═════ MATERIAL FOR THE TASK ═════

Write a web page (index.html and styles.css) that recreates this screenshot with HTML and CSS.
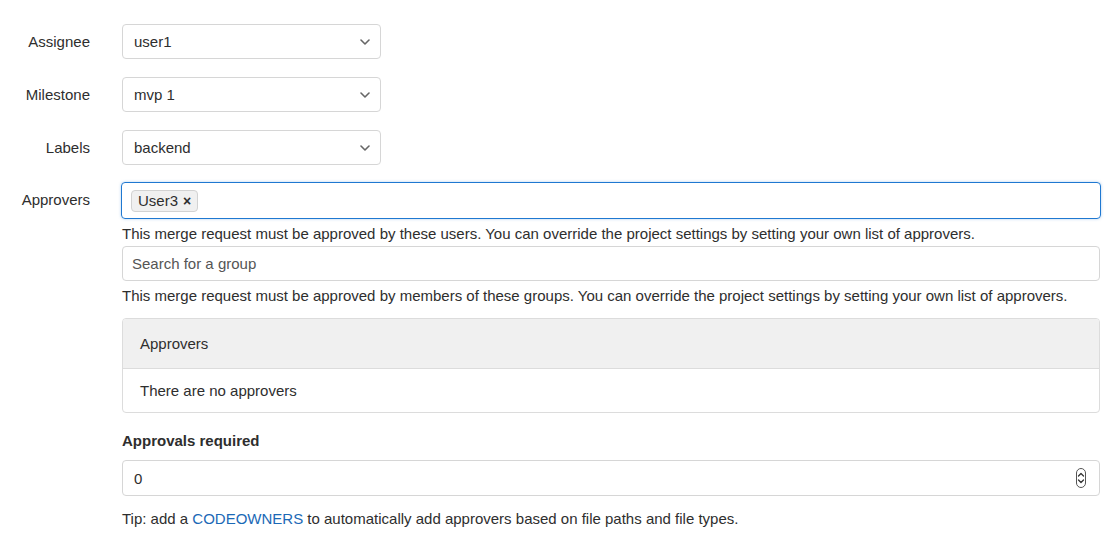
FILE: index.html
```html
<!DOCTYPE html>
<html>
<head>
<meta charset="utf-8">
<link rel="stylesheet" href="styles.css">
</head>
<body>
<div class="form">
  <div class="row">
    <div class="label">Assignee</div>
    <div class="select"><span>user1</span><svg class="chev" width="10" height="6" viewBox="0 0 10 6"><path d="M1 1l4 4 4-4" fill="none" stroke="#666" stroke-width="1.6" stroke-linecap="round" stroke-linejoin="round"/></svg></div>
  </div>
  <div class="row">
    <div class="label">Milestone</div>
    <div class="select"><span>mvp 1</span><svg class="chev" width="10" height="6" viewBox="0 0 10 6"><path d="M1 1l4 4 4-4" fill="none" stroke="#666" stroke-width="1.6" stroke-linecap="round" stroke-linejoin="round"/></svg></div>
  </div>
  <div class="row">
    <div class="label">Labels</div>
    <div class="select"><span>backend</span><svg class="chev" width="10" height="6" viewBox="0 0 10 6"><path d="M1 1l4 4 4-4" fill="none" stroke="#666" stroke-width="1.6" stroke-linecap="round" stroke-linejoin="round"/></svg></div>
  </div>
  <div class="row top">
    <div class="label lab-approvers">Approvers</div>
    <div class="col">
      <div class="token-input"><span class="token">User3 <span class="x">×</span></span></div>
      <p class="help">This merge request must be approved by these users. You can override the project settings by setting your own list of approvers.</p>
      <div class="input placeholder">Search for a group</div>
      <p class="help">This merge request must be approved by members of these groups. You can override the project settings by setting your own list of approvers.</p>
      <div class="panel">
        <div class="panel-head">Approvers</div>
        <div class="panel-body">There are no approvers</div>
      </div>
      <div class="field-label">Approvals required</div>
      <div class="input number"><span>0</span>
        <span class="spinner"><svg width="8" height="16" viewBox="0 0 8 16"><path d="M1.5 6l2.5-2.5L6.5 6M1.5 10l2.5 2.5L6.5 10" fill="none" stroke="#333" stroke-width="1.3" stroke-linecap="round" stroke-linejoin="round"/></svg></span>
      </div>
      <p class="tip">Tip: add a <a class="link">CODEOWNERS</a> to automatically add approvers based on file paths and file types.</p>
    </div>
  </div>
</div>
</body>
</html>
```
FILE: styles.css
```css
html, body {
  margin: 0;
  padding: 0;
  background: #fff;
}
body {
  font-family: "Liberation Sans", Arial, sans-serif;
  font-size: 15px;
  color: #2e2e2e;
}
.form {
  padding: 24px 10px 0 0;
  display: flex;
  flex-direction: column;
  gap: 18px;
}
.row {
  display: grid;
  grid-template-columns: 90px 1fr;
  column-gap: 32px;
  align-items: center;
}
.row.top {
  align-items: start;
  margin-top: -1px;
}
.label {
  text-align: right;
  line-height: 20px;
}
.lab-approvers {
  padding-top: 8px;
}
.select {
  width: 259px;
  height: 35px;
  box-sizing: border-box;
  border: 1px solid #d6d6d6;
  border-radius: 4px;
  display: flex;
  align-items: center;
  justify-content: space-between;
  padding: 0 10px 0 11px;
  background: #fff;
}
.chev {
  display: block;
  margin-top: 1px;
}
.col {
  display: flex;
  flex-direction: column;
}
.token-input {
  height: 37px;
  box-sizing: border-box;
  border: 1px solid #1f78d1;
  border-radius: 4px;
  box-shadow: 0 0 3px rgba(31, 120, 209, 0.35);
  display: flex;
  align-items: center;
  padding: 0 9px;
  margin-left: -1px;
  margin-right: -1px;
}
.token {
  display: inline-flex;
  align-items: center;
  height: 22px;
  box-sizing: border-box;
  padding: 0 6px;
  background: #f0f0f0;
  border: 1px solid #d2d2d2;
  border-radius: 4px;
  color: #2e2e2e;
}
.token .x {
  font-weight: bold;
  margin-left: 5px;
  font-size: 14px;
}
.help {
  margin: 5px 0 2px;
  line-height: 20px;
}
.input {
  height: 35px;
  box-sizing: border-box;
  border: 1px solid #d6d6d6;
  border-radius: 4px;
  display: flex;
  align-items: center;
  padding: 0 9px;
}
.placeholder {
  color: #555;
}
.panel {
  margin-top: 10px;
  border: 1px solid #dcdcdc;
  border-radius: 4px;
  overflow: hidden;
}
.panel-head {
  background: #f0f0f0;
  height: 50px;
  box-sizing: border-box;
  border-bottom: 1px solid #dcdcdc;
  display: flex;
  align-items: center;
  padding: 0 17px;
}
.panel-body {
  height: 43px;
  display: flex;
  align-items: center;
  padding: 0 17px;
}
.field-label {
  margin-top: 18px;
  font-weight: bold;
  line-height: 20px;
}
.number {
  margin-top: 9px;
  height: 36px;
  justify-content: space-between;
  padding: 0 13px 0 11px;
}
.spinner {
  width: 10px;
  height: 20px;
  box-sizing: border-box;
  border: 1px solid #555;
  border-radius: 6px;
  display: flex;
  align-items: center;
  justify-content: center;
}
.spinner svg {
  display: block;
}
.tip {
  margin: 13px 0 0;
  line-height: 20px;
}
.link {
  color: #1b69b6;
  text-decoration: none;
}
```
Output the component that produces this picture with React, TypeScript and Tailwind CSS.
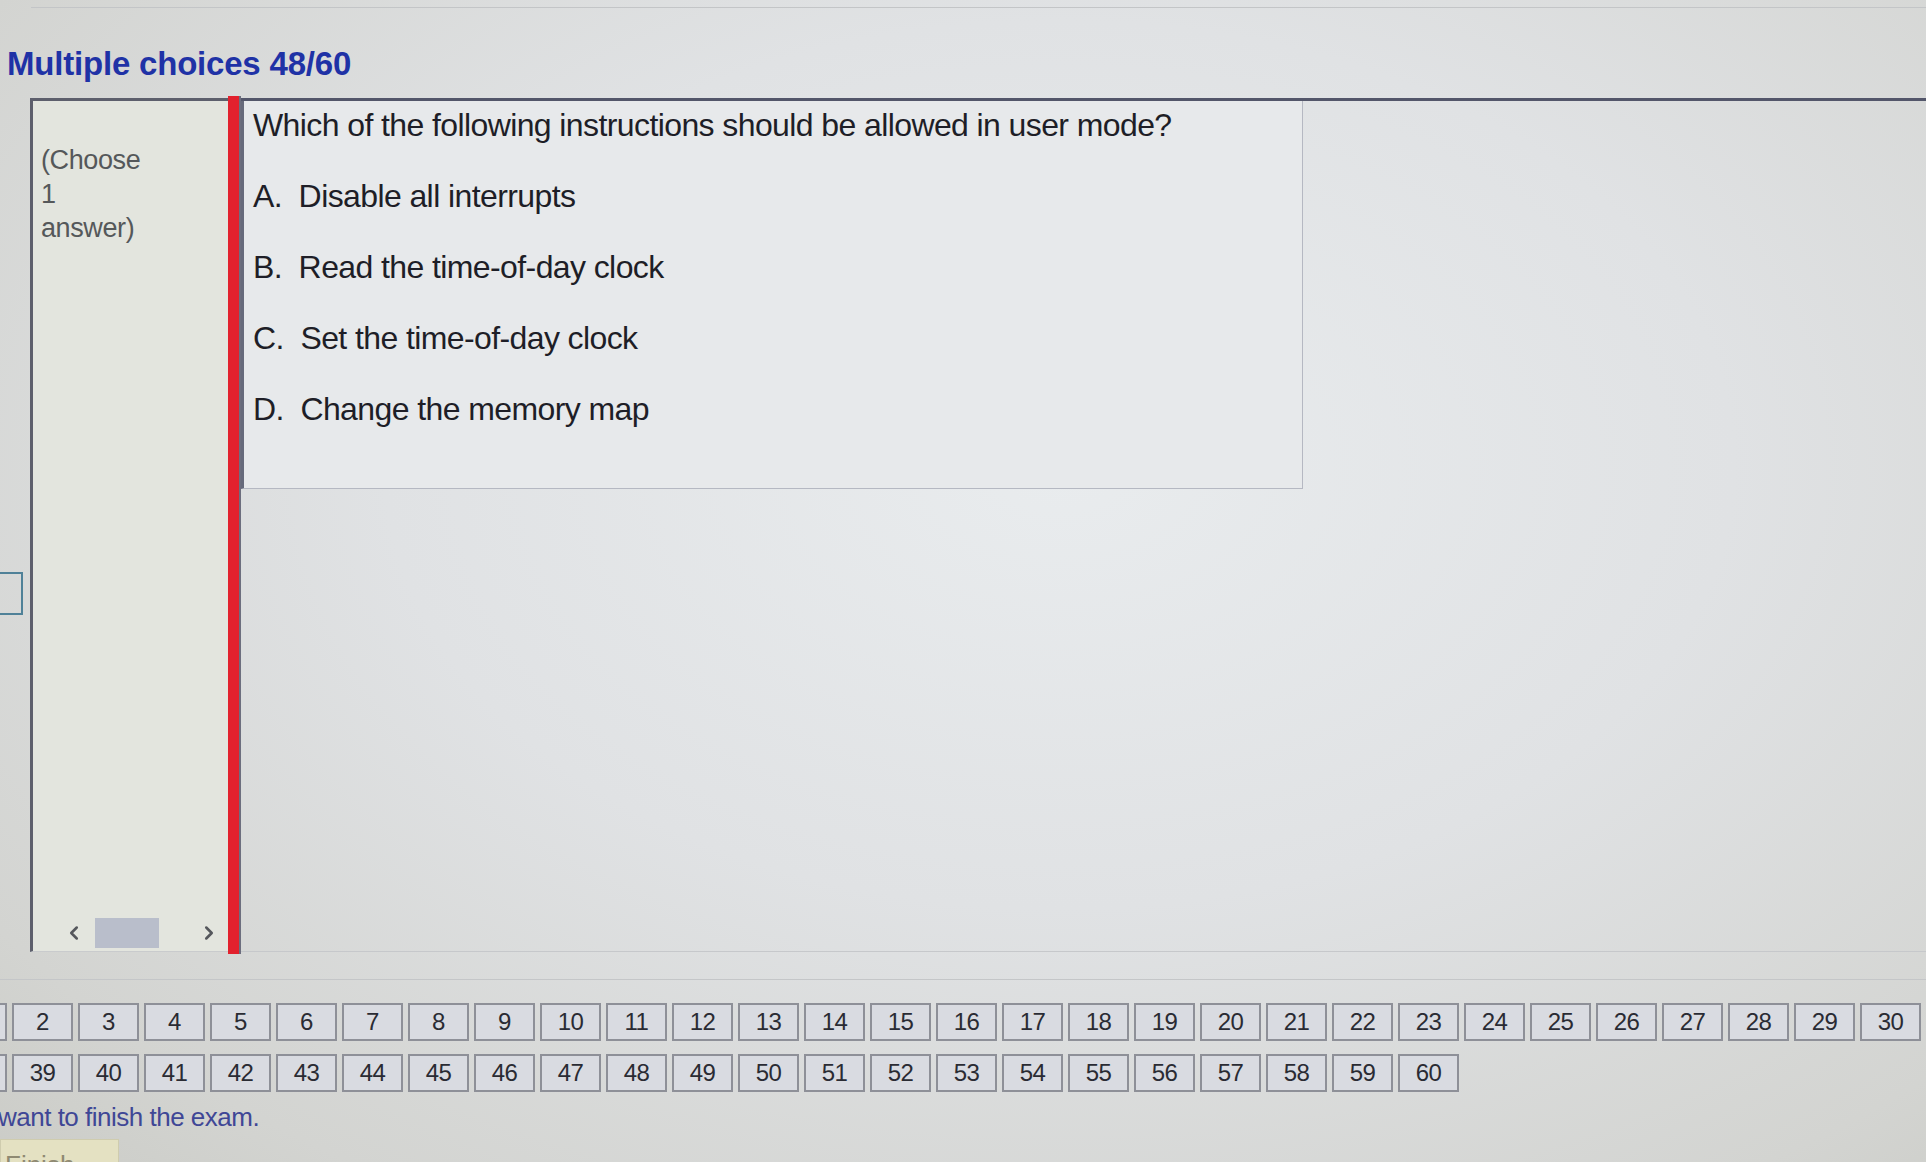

═════

Pull out all lines containing "styles".

Write a web page (index.html and styles.css) that recreates this screenshot with HTML and CSS.
<link rel="stylesheet" href="styles.css">
FILE: styles.css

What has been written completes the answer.